Some experts are concerned that instances of smuggling, bootlegging and questionable reservation sales will only increase when the tax goes up, and they caution that the problem extends far beyond New York.

"This is a global problem. It is a national problem," said Phillip Awe, a chief tobacco law enforcer for the U.S. Bureau of Alcohol, Tobacco, Firearms and Explosives.

Already, from coast to coast, contraband cigarettes are trafficked daily by schemers exploiting differences in tax rates, Awe said, at a cost of "billions and billions of dollars" in lost revenue to the states.

Traditionally, the illicit cigarette business has flourished in cities with organized crime, but lately there have been incentives for the trade to expand elsewhere.

Fourteen states have increased tobacco taxes in the past two years, according to the Tobacco Merchants Association, an industry research group.

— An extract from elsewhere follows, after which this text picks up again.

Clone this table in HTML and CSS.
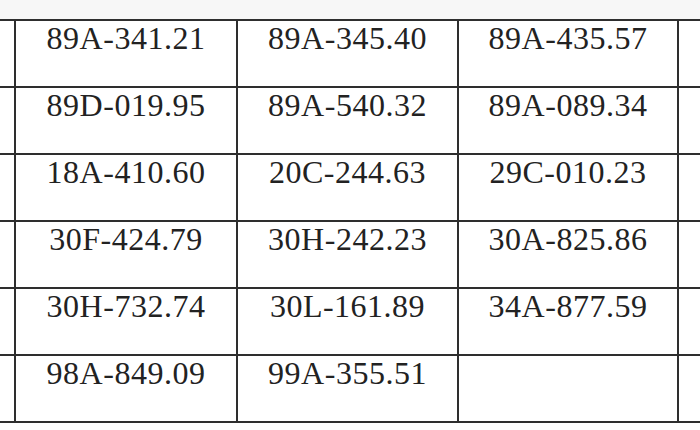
FILE: index.html
```html
<!DOCTYPE html>
<html>
<head>
<meta charset="utf-8">
<link rel="stylesheet" href="styles.css">
</head>
<body>
<div class="page">
  <div class="table">
    <div class="cell"></div><div class="cell">89A-341.21</div><div class="cell">89A-345.40</div><div class="cell">89A-435.57</div><div class="cell"></div>
    <div class="cell"></div><div class="cell">89D-019.95</div><div class="cell">89A-540.32</div><div class="cell">89A-089.34</div><div class="cell"></div>
    <div class="cell"></div><div class="cell">18A-410.60</div><div class="cell">20C-244.63</div><div class="cell">29C-010.23</div><div class="cell"></div>
    <div class="cell"></div><div class="cell">30F-424.79</div><div class="cell">30H-242.23</div><div class="cell">30A-825.86</div><div class="cell"></div>
    <div class="cell"></div><div class="cell">30H-732.74</div><div class="cell">30L-161.89</div><div class="cell">34A-877.59</div><div class="cell"></div>
    <div class="cell"></div><div class="cell">98A-849.09</div><div class="cell">99A-355.51</div><div class="cell"></div><div class="cell"></div>
  </div>
</div>
</body>
</html>
```
FILE: styles.css
```css
html, body {
  margin: 0;
  padding: 0;
  background: #ffffff;
  overflow: hidden;
}
.page {
  width: 700px;
  height: 430px;
  overflow: hidden;
  padding-top: 19px;
  box-sizing: border-box;
  background: linear-gradient(#f7f7f7 0, #f7f7f7 19px, #ffffff 19px);
}
.table {
  display: grid;
  grid-template-columns: 200px 220px 219px 218px 200px;
  grid-auto-rows: 65px;
  gap: 2px;
  padding: 2px 0;
  margin-left: -186px;
  width: max-content;
  background: #2e2e2e;
}
.cell {
  background: #ffffff;
  text-align: center;
  font-family: "Liberation Serif", "Times New Roman", serif;
  font-size: 32px;
  line-height: 34px;
  letter-spacing: 0.5px;
  color: #222222;
}
```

Legislation asking for hikes is pending in another 19 states, including a proposed 50-cent increase in South Carolina, where the current 7-cent tax is the nation’s lowest, and New York, which would jump from 16th to 1st by raising its tax from the current $1.50 per pack. The tax increase will bring the cost of a pack of cigarettes to about $9 in New York City.

Higher taxes could mean the potential for even bigger profits for entrepreneurs who buy cigarettes from untaxed sources and illicitly resell them, said Arthur Katz, executive director of the New York State Association of Wholesale Marketers and Distributors, a group that represents tobacco dealers.